Prometheus metrics for per-class rate limiting
Configuration via icn.toml (currently hardcoded defaults)
Trust graph metrics (edge count, score distribution)
Cache optimization if lock contention observed
Trust audit logs for security monitoring

Lessons Learned

Understand Dependent Algorithms: TrustGraph's 70/30 scoring required test score adjustments. Always verify assumptions about external components.
Test Trust Dynamics: Testing static trust is easy, testing trust changes caught the token bucket reset bug. Dynamic behavior matters.
Immediate Positive Feedback: Resetting tokens on trust upgrade creates strong incentive for good behavior. UX applies to automated systems too.
Optional Parameters for Evolution: Making trust_graph optional preserved all existing tests while enabling new functionality. Evolution-friendly APIs reduce churn.
Shared State Patterns: Arc<RwLock<T>> for shared trust graph works well for read-heavy workloads.

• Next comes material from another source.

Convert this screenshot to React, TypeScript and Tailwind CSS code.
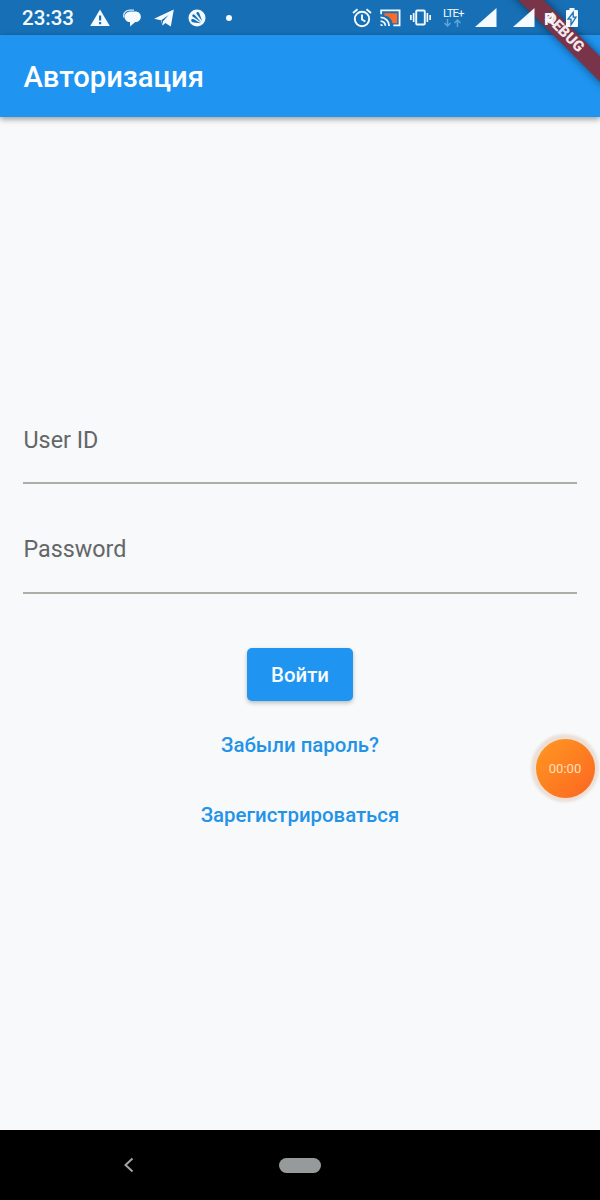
import type { ReactNode } from "react";

function Icon({ className, box, children }: { className: string; box: string; children: ReactNode }) {
  return (
    <svg viewBox={box} className={"block shrink-0 " + className} fill="#f4fafd">
      {children}
    </svg>
  );
}

function StatusBar() {
  return (
    <div className="h-[35px] shrink-0 bg-[#1770b6]">
      <div className="relative z-10 flex h-[35px] items-center pl-[22px] text-[#f4fafd]">
        <span className="w-[68px] pt-[2px] text-[20.5px] leading-[33px] font-medium">23:33</span>
        <Icon className="h-[18px] w-5" box="0 0 20 18">
          <path d="M10 0.500 19.800 17H.2Z" />
          <path d="M9 6.500h2.200v5H9zM9 13h2.200v2.200H9z" fill="#1770b6" />
        </Icon>
        <Icon className="ml-[13px] h-[18px] w-[18px]" box="0 0 18 18">
          <path d="M1 8.500C-.2 4.500 2.500 1.300 6.500 1.100h4.500" fill="none" stroke="#d3eaf7" strokeWidth="1.400" />
          <path d="M7.800 2.500h4.400c3.400 0 5.600 2.200 5.600 5.200 0 3.200-2.200 5.300-5.500 5.400L7 17.500v-4.400C3.700 12.800 1.600 10.800 1.600 7.900c0-3.300 2.800-5.400 6.200-5.400Z" />
        </Icon>
        <Icon className="ml-[13px] h-[18px] w-5" box="0 0 20 18">
          <path d="M0 9.800 19.800.6 16.800 17.600 11.300 14 8.600 16.500 6.800 11.200Z" />
          <path d="m7.300 11.300 7.300-5.400-5.500 6.400-.5 3.200Z" fill="#1770b6" />
        </Icon>
        <Icon className="ml-[14px] h-[18px] w-[18px]" box="0 0 18 18">
          <circle cx="9" cy="9" r="8.500" />
          <path d="M4.300 6.200c.3-1.200 1.600-1.200 2.500-.2l6.500 7.500-7.200-4.900C4.700 7.700 4 7.300 4.300 6.200ZM9 3.200c1-.7 2 0 2.400 1.200l2.800 7.800L9.200 5.800C8.400 4.800 8 3.900 9 3.200ZM3.200 11c.2-1.100 1.200-1.200 2.300-.9l7.100 4.200-6.600-.8c-1.700-.2-3-1.100-2.800-2.500Z" fill="#1770b6" />
        </Icon>
        <span className="ml-5 size-[6px] rounded-full bg-[#f4fafd]" />

        <Icon className="ml-[120px] h-5 w-5" box="0 0 20 20">
          <g fill="none" stroke="#f4fafd" strokeWidth="1.900">
            <circle cx="10" cy="11" r="7.200" />
            <path d="M1 5 5.500 1.300M19 5l-4.500-3.700M10 6.600v4.900l3.300 2" />
          </g>
        </Icon>
        <Icon className="ml-2 h-[18px] w-[21px]" box="0 0 22 18">
          <path d="M4.500 4h13.500v10.500H13C12.500 10 9.500 7 4.500 6.500Z" fill="#ff6a2b" />
          <g fill="none" stroke="#f4fafd" strokeWidth="1.900">
            <path d="M1.200 5V1h19.300v15.800H14" />
            <path d="M.6 8.300a9 9 0 0 1 9 9M.6 12.200a5 5 0 0 1 5 5" />
          </g>
          <path d="M.6 14.900A2.500 2.500 0 0 1 3 17.400H.6Z" />
        </Icon>
        <Icon className="ml-[9px] h-[18px] w-[21px]" box="0 0 21 18">
          <rect x="6.200" y="1.500" width="8.600" height="14" rx="1" fill="none" stroke="#f4fafd" strokeWidth="1.900" />
          <path d="M0 6h1.700v5H0zM2.800 4h1.700v9H2.800zM19.300 6H21v5h-1.700zM16.500 4h1.700v9h-1.700z" />
        </Icon>
        <div className="ml-3 flex w-[22px] flex-col items-start pb-[2px]">
          <span className="text-[11.5px] leading-[12px] tracking-[-1px]">LTE+</span>
          <Icon className="h-[8px] w-[20px]" box="0 0 20 8">
            <path d="M4.500 0v7M1.500 4l3 3 3-3M14.500 8V1M11.500 4l3-3 3 3" fill="none" stroke="#5da6d9" strokeWidth="1.500" />
          </Icon>
        </div>
        <Icon className="ml-[10px] h-[19px] w-[22px]" box="0 0 22 19">
          <path d="M21.500 0v19H0Z" />
        </Icon>
        <Icon className="ml-4 h-[19px] w-[22px]" box="0 0 22 19">
          <path d="M21.500 0v19H0Z" />
        </Icon>
        <span className="ml-[9px] w-[10px] pt-[2px] text-[17px] leading-[18px] font-bold">R</span>
        <Icon className="ml-[12px] h-[19px] w-[12px]" box="0 0 12 19">
          <path d="M3.500 0h5v2H11q1 0 1 1v15q0 1-1 1H1q-1 0-1-1V3q0-1 1-1h2.500Z" />
          <path d="M7.200 4.500v4.700H10L5 16.800v-5.600H2Z" fill="none" stroke="#1770b6" strokeWidth="1.300" />
        </Icon>
      </div>
    </div>
  );
}

function DebugBanner() {
  return (
    <div className="pointer-events-none absolute top-0 right-0 h-[117px] w-[117px] overflow-hidden">
      <div className="absolute top-[25px] left-[17px] flex h-[17.5px] w-[130px] rotate-45 items-center justify-center bg-[#793449] shadow-[0_0_9px_rgba(0,0,0,0.5)]">
        <span className="pr-[2px] text-[15px] leading-[17px] font-black text-[#f3e9ec]">DEBUG</span>
      </div>
    </div>
  );
}

function Field({ label }: { label: string }) {
  return (
    <label className="flex h-[109.5px] flex-col text-[23.3px] leading-[30px] text-[#646667]">
      <span className="pl-[0.5px]">{label}</span>
      <span className="mt-[27.5px] h-[2px] bg-[#adaea7]" />
    </label>
  );
}

export default function App() {
  return (
    <div className="relative flex h-[1200px] w-[600px] flex-col overflow-hidden bg-[#f7f9fa] font-['Roboto',sans-serif]">
      <StatusBar />
      <header className="flex h-[82px] shrink-0 items-center bg-[#1f95f1] px-[23.5px] shadow-[0_2px_6px_rgba(0,0,0,0.4)]">
        <h1 className="pt-px text-[29.2px] leading-[36px] font-medium text-white">Авторизация</h1>
      </header>
      <main className="flex flex-1 flex-col px-[23px] pt-[307.5px]">
        <Field label="User ID" />
        <Field label="Password" />
        <div className="mt-[4.5px] flex flex-col items-center text-[20.4px] font-medium text-[#2393e8]">
          <button className="h-[53px] w-[106px] rounded-[5px] bg-[#1f95f1] pt-px text-[#f7fbfd] shadow-[0_2px_4px_rgba(0,0,0,0.25)]">
            Войти
          </button>
          <button className="mt-[9px] h-[70px]">Забыли пароль?</button>
          <button className="h-[70px]">Зарегистрироваться</button>
        </div>
      </main>
      <nav className="flex h-[70px] shrink-0 items-center bg-black pl-[123px]">
        <Icon className="h-4 w-[11px]" box="0 0 11 16">
          <path d="M9.500 1.500 2.500 8l7 6.500" fill="none" stroke="#a2a5a6" strokeWidth="2" />
        </Icon>
        <span className="ml-[145px] h-[15px] w-[42px] rounded-full bg-[#979a9b]" />
      </nav>
      <DebugBanner />
      <div className="absolute top-[733px] left-[530px] flex size-[70px] items-center justify-center">
        <div className="absolute inset-[1px] rounded-full bg-[#ecdfd6] blur-[1px]" />
        <div className="relative flex size-[59px] items-center justify-center rounded-full bg-linear-to-br from-[#ff9821] to-[#fb6421] pt-px text-[13px] text-[#ffe0bf]">
          00:00
        </div>
      </div>
    </div>
  );
}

Lock granularity matters less than read/write ratio.

References

Trust graph implementation: icn-trust/src/lib.rs
Rate limiting algorithm: Token bucket (standard, RFC-like behavior)
Trust score formula: 70% direct + 30% transitive (PageRank-inspired)

Commits

ac8203a - feat: Implement trust-gated rate limiting (PR #3)
1cad4fb - feat: Wire trust graph to network actor in supervisor
3644549 - docs: Document trust-gated rate limiting
035a524 - docs: Add trust-gated rate limiting to CHANGELOG

Lines Changed: ~350 additions, ~30 modifications across 9 files

Next Steps

Planned follow-up work:

Metrics - Per-class rate limiting metrics for observability
Configuration - Expose rate limit tuning via icn.toml
Trust Metrics - Monitor trust graph health and dynamics
Validation - Run daemon and observe trust-gated limiting in practice
Audit Logging - Security monitoring for trust manipulation

This completes the trust-gated rate limiting feature. The system now provides adaptive DoS protection that automatically adjusts to peer trustworthiness.